Volume 94, Issue 46

Tuesday, November 21, 2000


Letters to the Editor

Letters to the Editor

Docs are po'folk, just do the math

Re: The sliding scale of debt, Nov. 17.

To the Editor:

I am writing about the assertion made in last week's editorial about income contingent student loan repayment, that medical students will "easily and quickly" pay off their student loan debt because of their high incomes upon graduation.

That statement is ignorant and untrue.

Graduates of medical school do not receive high incomes when they graduate. In order to obtain a medical license, medical school graduates must first complete a residency training program to qualify them as a family doctor or other specialist. These residency programs last a minimum of two years and take as long as seven years, with most graduates spending at least four years in residency training. Depending on what province you're in, residents' salaries start between $29,000 and $39,000.

Do the math. Trying to repay an anticipated average graduation debt of $83,000 on a salary in the mid-$30,000 range is definitely not something that can be done "easily and quickly."

Michael Curry
Medicine III
Vice-President External,
UWO Hippocratic Council

Eager guy should speak for himself

Re: Man eagerly accepts smoking challenge, Nov. 16.

To the Editor:

The attitude expressed by Mr. Fortey in his letter to The Gazette is typical of juvenile liberal "if it feels good – do it" thinking. He claims people smoke because "we're all dumb and we like things that don't make sense in the long run."

Well, speak for yourself.

He is correct when he says, "Nicotine addiction does mean something to some people." Addiction is a serious illness which kills many people. My own grandfather continued to smoke after losing a quarter of his lung at age 57. Somehow, he staggered on to age 74, only to die of throat cancer. Yes, I'm sure at that point he knew it was bad but the need for the drug outweighed concern for his own life. I really shouldn't bring up my grandfather's situation because one example does not make a case. However, the damage done to people and society by smoking is so well known by all of us that it can longer be debated.

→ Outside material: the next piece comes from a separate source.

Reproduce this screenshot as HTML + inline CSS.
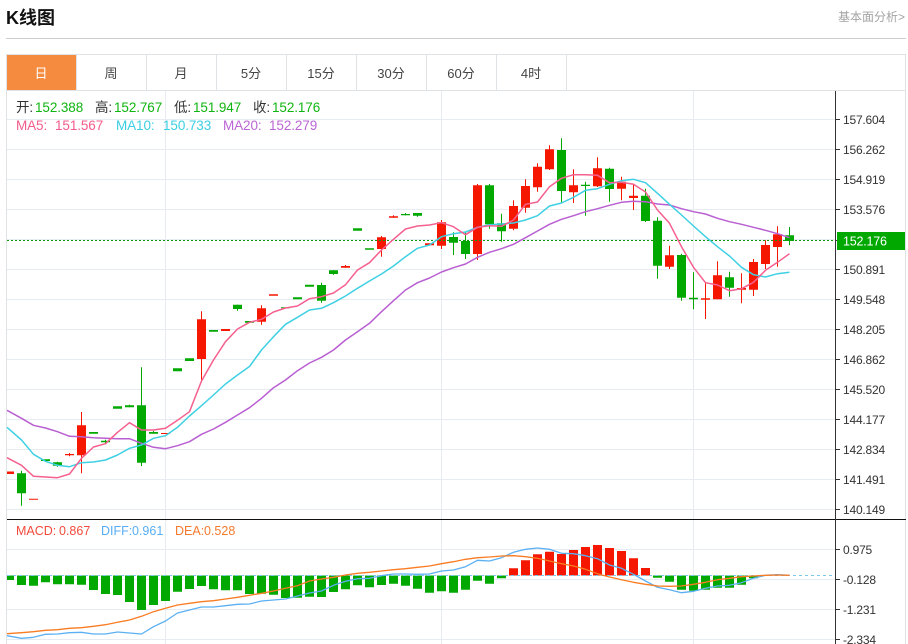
<!DOCTYPE html>
<html><head><meta charset="utf-8"><style>
html,body{margin:0;padding:0;background:#fff}
body{width:908px;height:644px;overflow:hidden;position:relative}
svg{position:absolute;left:0;top:0}
text{font-family:"Liberation Sans","Noto Sans CJK SC",sans-serif}
.ax{font-size:12px;fill:#333;letter-spacing:-.2px}
.tb{font-size:13px;fill:#444;text-anchor:middle}
.lg{font-size:13.5px;letter-spacing:-.1px}
.m{font-size:12.5px}
</style></head><body>
<svg width="908" height="644" viewBox="0 0 908 644">
<text x="6" y="24" font-size="18" font-weight="700" fill="#111">K线图</text>
<text x="905" y="21" font-size="12" fill="#a3a3a3" text-anchor="end">基本面分析&gt;</text>
<path d="M6 38.5H906" stroke="#ccc" fill="none"/>
<path d="M6 54.5H906M6 90.5H906M6.5 54V644M905.5 54V644M76.5 55V90M146.5 55V90M216.5 55V90M286.5 55V90M356.5 55V90M426.5 55V90M496.5 55V90M566.5 55V90" stroke="#dfe3e6" fill="none"/>
<rect x="7" y="55" width="69" height="35" fill="#f48b3f"/>
<text class="tb" x="41" y="78" style="fill:#fff">日</text>
<text class="tb" x="111" y="78">周</text>
<text class="tb" x="181" y="78">月</text>
<text class="tb" x="251" y="78">5分</text>
<text class="tb" x="321" y="78">15分</text>
<text class="tb" x="391" y="78">30分</text>
<text class="tb" x="461" y="78">60分</text>
<text class="tb" x="531" y="78">4时</text>
<!-- grid -->
<path d="M7 119.5H835M7 149.5H835M7 179.5H835M7 209.5H835M7 239.5H835M7 269.5H835M7 299.5H835M7 329.5H835M7 359.5H835M7 389.5H835M7 419.5H835M7 449.5H835M7 479.5H835M7 509.5H835M7 549.5H835M7 579.5H835M7 609.5H835M7 639.5H835M165.5 91V644M441.5 91V644M693.5 91V644" stroke="#e6ecf2" fill="none"/>
<!-- legend -->
<text class="lg" y="112"><tspan x="16" fill="#333">开:</tspan><tspan x="35" fill="#11b511">152.388</tspan><tspan x="95" fill="#333">高:</tspan><tspan x="114" fill="#11b511">152.767</tspan><tspan x="174" fill="#333">低:</tspan><tspan x="193" fill="#11b511">151.947</tspan><tspan x="253" fill="#333">收:</tspan><tspan x="272" fill="#11b511">152.176</tspan></text>
<text class="lg" y="130"><tspan x="16" fill="#f45c8c">MA5:</tspan><tspan x="55" fill="#f45c8c">151.567</tspan><tspan x="116" fill="#3ccfe3">MA10:</tspan><tspan x="163" fill="#3ccfe3">150.733</tspan><tspan x="223" fill="#bb66d4">MA20:</tspan><tspan x="269" fill="#bb66d4">152.279</tspan></text>
<!-- wicks -->
<path stroke="#00a800" fill="none" d="M21.5 470.7V505.7M57.5 461.7V466.7M105.5 439.7V443.3M129.5 404.7V407.3M141.5 367.3V466M153.5 431V433.7M237.5 304.7V310.7M321.5 282.7V302.7M333.5 270.3V274.7M405.5 213V215.3M417.5 213V216.7M453.5 232.3V255M465.5 232.3V259M489.5 184V228.7M501.5 213.7V241.7M561.5 138.3V202.3M585.5 181.7V215.7M609.5 167.7V201.7M645.5 188.7V222M657.5 217.3V278.7M681.5 253.7V300.7M693.5 272.3V309.3M729.5 271.7V296.7M789.5 227V245.3"/>
<path stroke="#f51700" fill="none" d="M69.5 453V456.3M81.5 412V473.3M201.5 311.3V380M261.5 305.3V324.7M345.5 265V267.7M381.5 236V256.7M393.5 215.3V217.7M441.5 220V249M477.5 184V260M513.5 200.3V230.3M525.5 179.3V212.7M537.5 163.3V191.7M549.5 145.3V170M573.5 169.3V203M597.5 157.3V187M621.5 176.7V200.3M633.5 184V210M669.5 245.7V269M705.5 283.3V319M717.5 261.3V299.3M741.5 273.3V303.3M753.5 259V296M765.5 240.3V269M777.5 226.3V266.7"/>
<!-- bodies -->
<path fill="#00a800" d="M17 473.3h9V493.3h-9zM41 459.3h9V461h-9zM53 462.3h9V465.7h-9zM89 432h9V433.7h-9zM101 440.7h9V442.3h-9zM113 406.3h9V408.7h-9zM125 405.3h9V407.3h-9zM137 405.3h9V462.7h-9zM149 432h9V433.7h-9zM173 368.3h9V371.3h-9zM185 358.3h9V361h-9zM209 330h9V331.7h-9zM233 304.7h9V309h-9zM245 321h9V322.7h-9zM281 307.3h9V308.3h-9zM293 297.3h9V299.3h-9zM305 284.7h9V286.7h-9zM317 285h9V300.7h-9zM329 270.3h9V274h-9zM353 228.3h9V230.7h-9zM365 248.3h9V249.7h-9zM401 214h9V215.3h-9zM413 213h9V215.7h-9zM449 237h9V242.7h-9zM461 241h9V254h-9zM485 185.3h9V224.3h-9zM497 223.3h9V231.3h-9zM557 150h9V191h-9zM581 184.7h9V186h-9zM605 168.7h9V189h-9zM641 195.7h9V221h-9zM653 220.7h9V265.7h-9zM677 255h9V297.7h-9zM689 297.7h9V299.3h-9zM725 277.3h9V287.7h-9zM785 235.3h9V241h-9z"/>
<path fill="#f51700" d="M7 471.5h7V474H7zM29 498.7h9V499.7h-9zM65 454h9V455.3h-9zM77 425.3h9V455.3h-9zM161 433h9V434h-9zM197 319.3h9V359h-9zM221 329h9V331h-9zM257 308.3h9V321.7h-9zM269 294.3h9V295.7h-9zM341 266h9V267.7h-9zM377 237.3h9V249h-9zM389 216.3h9V217.7h-9zM425 243.3h9V245.3h-9zM437 222.3h9V245.7h-9zM473 185.3h9V254h-9zM509 206h9V228.7h-9zM521 186h9V207.7h-9zM533 166.7h9V187.3h-9zM545 149.3h9V169.3h-9zM569 185.3h9V192.3h-9zM593 168.3h9V186.3h-9zM617 181.7h9V188.7h-9zM629 195.7h9V198h-9zM665 255.3h9V266.7h-9zM701 298.3h9V299.7h-9zM713 275.3h9V299.3h-9zM737 288h9V289.7h-9zM749 262h9V289.7h-9zM761 245h9V264h-9zM773 234.3h9V247h-9z"/>
<!-- price line -->
<path d="M7 240.5H835" stroke="#0a9a0a" stroke-dasharray="2 2" fill="none"/>
<!-- MA lines -->
<g fill="none" stroke-width="1.5" stroke-linejoin="round">
<polyline stroke="#b95fd2" points="7,410.3 21.5,418.3 33.5,425.3 45.5,428 57.5,431.7 69.5,436.3 81.5,436.7 93.5,437.7 105.5,438.3 117.5,438.7 129.5,438.7 141.5,443.3 153.5,447.3 165.5,448.7 177.5,445.7 189.5,441.7 201.5,434.3 213.5,429 225.5,422.3 237.5,415 249.5,407.7 261.5,398.3 273.5,387.7 285.5,380 297.5,370.7 309.5,363 321.5,357.3 333.5,350 345.5,340 357.5,331.7 369.5,323.3 381.5,311.7 393.5,300.7 405.5,290 417.5,282.7 429.5,278 441.5,272 453.5,267.7 465.5,264 477.5,257.3 489.5,252.3 501.5,248.7 513.5,244.3 525.5,237.7 537.5,231 549.5,224.3 561.5,219.3 573.5,215.7 585.5,211.7 597.5,208.7 609.5,205.3 621.5,202.3 633.5,201.3 645.5,201.7 657.5,204 669.5,205 681.5,208.7 693.5,211.7 705.5,214 717.5,218.3 729.5,221.7 741.5,224.3 753.5,227.3 765.5,230.3 777.5,233.7 789.5,237.7"/>
<polyline stroke="#3fd0e4" points="7,427.3 21.5,440 33.5,454.3 45.5,461.3 57.5,465.3 69.5,466.7 81.5,462.7 93.5,462 105.5,460 117.5,455 129.5,448.3 141.5,445 153.5,438.3 165.5,435.7 177.5,427.3 189.5,416 201.5,405.7 213.5,395 225.5,384 237.5,375 249.5,366.5 261.5,350 273.5,336.7 285.5,324.3 297.5,317.3 309.5,310 321.5,308.3 333.5,302.7 345.5,296 357.5,288.3 369.5,281 381.5,274 393.5,266 405.5,256.7 417.5,248.3 429.5,245 441.5,236.7 453.5,233.7 465.5,232 477.5,227.3 489.5,224.7 501.5,224 513.5,223 525.5,220 537.5,215.7 549.5,206 561.5,203 573.5,197.3 585.5,190.3 597.5,188.7 609.5,184.3 621.5,180.7 633.5,179.3 645.5,182.7 657.5,193.3 669.5,204.3 681.5,215 693.5,226 705.5,236.7 717.5,246.7 729.5,256 741.5,267.3 753.5,274.7 765.5,277 777.5,273.7 789.5,272.3"/>
<polyline stroke="#f5608f" points="7,457.7 21.5,465.3 33.5,476.3 45.5,477 57.5,477.7 69.5,474 81.5,458.3 93.5,447 105.5,443.7 117.5,432.3 129.5,422.7 141.5,430 153.5,430 165.5,428.3 177.5,420.3 189.5,411.7 201.5,381 213.5,360 225.5,341.7 237.5,329 249.5,322.3 261.5,319.3 273.5,312 285.5,308 297.5,306 309.5,298.7 321.5,296.7 333.5,293 345.5,284.7 357.5,270 369.5,262.7 381.5,250 393.5,239.3 405.5,229 417.5,226 429.5,225 441.5,222.7 453.5,226.7 465.5,234.7 477.5,227.3 489.5,225.7 501.5,226.3 513.5,220 525.5,204.3 537.5,202 549.5,186.7 561.5,178.3 573.5,174.7 585.5,174.7 597.5,175.3 609.5,182.7 621.5,182.3 633.5,184.3 645.5,192 657.5,210 669.5,223.3 681.5,246.7 693.5,267.3 705.5,282.7 717.5,285 729.5,290.7 741.5,288.7 753.5,282.3 765.5,270.3 777.5,262.3 789.5,253.7"/>
</g>
<!-- MACD legend -->
<text class="m" y="535"><tspan x="16" fill="#f24a3c">MACD:</tspan><tspan x="59" fill="#f24a3c">0.867</tspan><tspan x="101" fill="#57aef5">DIFF:</tspan><tspan x="132" fill="#57aef5">0.961</tspan><tspan x="175" fill="#f57a2c">DEA:</tspan><tspan x="204" fill="#f57a2c">0.528</tspan></text>
<!-- MACD bars -->
<path fill="#00a800" d="M7 575.5h7V580H7zM17 575.5h9V585h-9zM29 575.5h9V585.7h-9zM41 575.5h9V582.3h-9zM53 575.5h9V584.3h-9zM65 575.5h9V584.3h-9zM77 575.5h9V584.7h-9zM89 575.5h9V590h-9zM101 575.5h9V594h-9zM113 575.5h9V595h-9zM125 575.5h9V602h-9zM137 575.5h9V610h-9zM149 575.5h9V605h-9zM161 575.5h9V601h-9zM173 575.5h9V591.7h-9zM185 575.5h9V589h-9zM197 575.5h9V586h-9zM209 575.5h9V589.3h-9zM221 575.5h9V590.3h-9zM233 575.5h9V590.3h-9zM245 575.5h9V594h-9zM257 575.5h9V593.7h-9zM269 575.5h9V594.7h-9zM281 575.5h9V598h-9zM293 575.5h9V597.7h-9zM305 575.5h9V596.7h-9zM317 575.5h9V597h-9zM329 575.5h9V592h-9zM341 575.5h9V589.3h-9zM353 575.5h9V585.3h-9zM365 575.5h9V587.3h-9zM377 575.5h9V585h-9zM389 575.5h9V583.7h-9zM401 575.5h9V585.7h-9zM413 575.5h9V588.7h-9zM425 575.5h9V592.7h-9zM437 575.5h9V591.3h-9zM449 575.5h9V592.7h-9zM461 575.5h9V589.7h-9zM473 575.5h9V580.7h-9zM485 575.5h9V583.7h-9zM497 575.5h9V578.3h-9zM653 575.5h9V577.7h-9zM665 575.5h9V581.7h-9zM677 575.5h9V589.7h-9zM689 575.5h9V590.7h-9zM701 575.5h9V589.7h-9zM713 575.5h9V587.7h-9zM725 575.5h9V587.7h-9zM737 575.5h9V584.7h-9zM749 575.5h9V578.3h-9z"/>
<path fill="#f51700" d="M509 568.3h9V575.5h-9zM521 560.3h9V575.5h-9zM533 554.3h9V575.5h-9zM545 551.7h9V575.5h-9zM557 554h9V575.5h-9zM569 550h9V575.5h-9zM581 547h9V575.5h-9zM593 545h9V575.5h-9zM605 548h9V575.5h-9zM617 551h9V575.5h-9zM629 558.3h9V575.5h-9zM641 568h9V575.5h-9z"/>
<path d="M7 575.5H835" stroke="#7cc8ea" stroke-dasharray="3 3" fill="none"/>
<g fill="none" stroke-width="1.3" stroke-linejoin="round">
<polyline stroke="#5cb0f2" points="7,635.7 21.5,638.3 33.5,637.3 45.5,634.3 57.5,634 69.5,632.7 81.5,632.3 93.5,634 105.5,634 117.5,632 129.5,633 141.5,634 153.5,626.7 165.5,621 177.5,613 189.5,610 201.5,607 213.5,607 225.5,605.7 237.5,604.3 249.5,604 261.5,601 273.5,600 285.5,599 297.5,596 309.5,593 321.5,591 333.5,585.3 345.5,581.3 357.5,578.7 369.5,578.3 381.5,575.7 393.5,574 405.5,574 417.5,574.3 429.5,574 441.5,571 453.5,570 465.5,566.7 477.5,560.3 489.5,561 501.5,557.7 513.5,552.3 525.5,549.3 537.5,548 549.5,549.3 561.5,553.3 573.5,553.7 585.5,555.7 597.5,558.7 609.5,565 621.5,568.3 633.5,574.3 645.5,581 657.5,587.3 669.5,589.7 681.5,592.7 693.5,591.3 705.5,588.3 717.5,586 729.5,585.3 741.5,582.7 753.5,578.3 765.5,575.3 777.5,574.7 789.5,575.3"/>
<polyline stroke="#f97b22" points="7,633.7 21.5,632.7 33.5,631.7 45.5,630.3 57.5,629.7 69.5,628.3 81.5,627.7 93.5,626.3 105.5,624.7 117.5,622.3 129.5,620 141.5,616.3 153.5,611.7 165.5,608.3 177.5,605 189.5,603.3 201.5,601.7 213.5,600.7 225.5,599 237.5,597.3 249.5,595.3 261.5,593.3 273.5,591 285.5,588.3 297.5,585.7 309.5,581 321.5,579 333.5,577.3 345.5,575 357.5,573.3 369.5,572.3 381.5,571 393.5,569.7 405.5,568.7 417.5,567.3 429.5,566 441.5,563.7 453.5,561.7 465.5,559.3 477.5,557.7 489.5,557 501.5,556 513.5,555.7 525.5,556.7 537.5,558.3 549.5,561 561.5,563.7 573.5,566 585.5,569.3 597.5,573.7 609.5,577 621.5,579.7 633.5,582.3 645.5,584.3 657.5,586 669.5,586.3 681.5,586 693.5,584.3 705.5,582.3 717.5,579.7 729.5,578.3 741.5,576.7 753.5,576 765.5,575.3 777.5,575 789.5,575.3"/>
</g>
<!-- axes -->
<path d="M7 519.5H906" stroke="#111" fill="none"/>
<path d="M835.5 91V644" stroke="#333" fill="none"/>
<path d="M835 119.5h5M835 149.5h5M835 179.5h5M835 209.5h5M835 240.5h5M835 269.5h5M835 299.5h5M835 329.5h5M835 359.5h5M835 389.5h5M835 419.5h5M835 449.5h5M835 479.5h5M835 509.5h5M835 549.5h5M835 579.5h5M835 609.5h5M835 639.5h5" stroke="#333" fill="none"/>
<g>
<text class="ax" x="843" y="124">157.604</text>
<text class="ax" x="843" y="154">156.262</text>
<text class="ax" x="843" y="184">154.919</text>
<text class="ax" x="843" y="214">153.576</text>
<text class="ax" x="843" y="274">150.891</text>
<text class="ax" x="843" y="304">149.548</text>
<text class="ax" x="843" y="334">148.205</text>
<text class="ax" x="843" y="364">146.862</text>
<text class="ax" x="843" y="394">145.520</text>
<text class="ax" x="843" y="424">144.177</text>
<text class="ax" x="843" y="454">142.834</text>
<text class="ax" x="843" y="484">141.491</text>
<text class="ax" x="843" y="514">140.149</text>
<text class="ax" x="843" y="554">0.975</text>
<text class="ax" x="843" y="584">-0.128</text>
<text class="ax" x="843" y="614">-1.231</text>
<text class="ax" x="843" y="644">-2.334</text>
</g>
<rect x="837" y="232" width="68" height="18" fill="#00a800"/>
<text x="843" y="245.5" font-size="12.5" fill="#fff" letter-spacing="-.2">152.176</text>
</svg>
</body></html>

As for smoking being "cool," well once again Mr. Fortey should speak for himself. Some of us are of a mature mind to resist the so-called "pressures" of what other people think is cool and can make our own decisions.

It would be a different story if smokers' actions were confined to only affecting their own lives. Then I really wouldn't care. What I and most nonsmokers do resent, is the fact that we too have to deal with your addiction.

As a computer science student, my lab is situated in Middlesex College. Everyday I am assaulted by second-hand smoke coming from the grad club. I do not appreciate the fact that every doorway on this entire campus is littered with cigarette butts everywhere.

As a final point, I must say again that smokers affect more than just themselves. At a time when there is a great public debate about the future of our health care system, all responsible people should speak out against smoking. Too many children and other people are affected by first and second-hand smoke.

We as a society should take a strong stand to promote healthy living and condemn smoking for the true evil illness that it is. Show me a smoker who deep down really doesn't want to quit and I'll show you a person suffering from a deep addiction.

John Schermann
MSc. Computer Science

C'est la guerre, mon ami

Re: Better than engineers? Nov. 14.

To the Editor:



I enjoyed reading that letter the other day ('Better than engineers?'). It's the everlasting rivalry between faculties. Sometimes it gets feeble and pathetic, but some of the world's greatest accomplishments came from war.

I think the comment about engineers not being as good-looking as arts students is true. Not because we are necessarily genetically uglier than art people, we just don't care.

We just don't waste the time and drama of worrying about whether we look good or not! I think the people who wage wars on others' shortcomings are just acting on their own insecurities. Someone who looks at an engineer's ability to 'see through' complex problems and comprehension abilities may feel insecure by comparison and attack on the first thing they find.

Likewise, a typical engineer will watch an art student's ability to express themselves and enjoyment in social atmospheres and also feel insecure and also attack them. It's like comparing apples and oranges, we both have our own way of being. But, if you pick some way of comparing people and took the best from both categories, they would be equal.

Everyone's idea of success is different. It comes down to happiness – if you enjoy what you're doing with your life, then you're successful.

So do what you want to do, be happy and succeed in your efforts. Stop judging people by the decisions they make and think of the choices you have to make.